Published: Apr. 29, 2025
Updated: Apr. 29, 2025

MUCH is reported about how the planet has been degraded. Scientific studies detail what has gone and is going. But it is in the accounts of eyewitnesses that deleterious change vividly presents itself. It is to this end that our cover story on the dying springs in the Himalayas has been published.

Venkatesh Dutta does the Living Rivers column for Civil Society every month. He is an academician, but not one who exists in some fancy ivory tower. He works on the ground and with communities and we knew that on the complex issue of water sources drying up in the mountain states of India, Venkatesh would be able to capture the true magnitude of the problem and the manner in which it is upending everyday lives.

Projects by the government are heavyhanded and oblivious to ecological costs. Taps and pipelines turn up where natural springs are working just fine. The imbalances that currently haunt the Himalayas are the consequence of interventions that should have been made with greater wisdom. There should be respect for local realities.

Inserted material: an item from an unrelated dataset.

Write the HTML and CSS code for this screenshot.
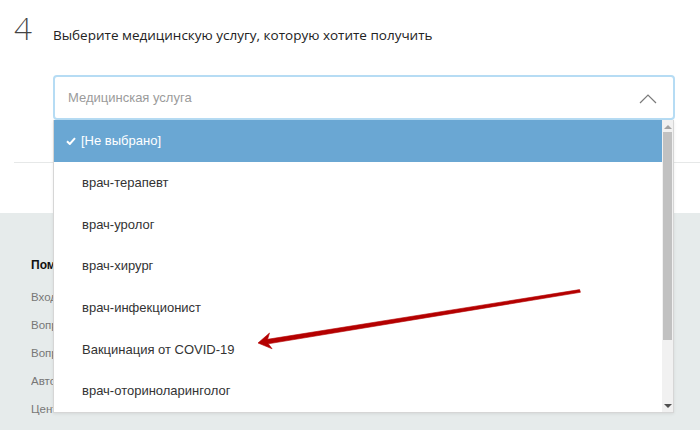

As with most environmental problems there is always the scope to reverse what has gone sideways. When humans wake up, nature offers a second chance. In relation to mountain springs such an opportunity presents itself for which the government needs to roll back its ill-conceived initiatives. Listening to communities would be a good idea. As also drawing on the insight and knowledge that experts such as Venkatesh bring to the table.

This month we have two interviews of the month. Justice Sanjib Banerjee talks to us about the working of the judiciary. Should the collegium system be dispensed with or would it be better to reform it? Justice Banerjee has his problems with the collegium but he worries about what might happen if primacy did not lie with the judiciary. For that, of course, the judiciary has to redeem itself.

Renana Jhabvala speaks to us about cash transfers, an area in which she has been a researcher and an activist, especially in relation to women. All social spending is productive spending is what Jhabvala says and it would be unwise to dismiss it as freebies in an economy where income disparities are severe. Women who get money in their accounts use it well.

If an emotional and physical reset is what you need, Vaidyagrama beckons. We have taken our readers there before but this time it is for the Tatwa Tantu, a retreat which Jyoti Pande Lavakare attended last year and is coming up again in September. On offer are Ayurveda treatments but also curated music, dance, vaastu and more. We suggest you make the trek.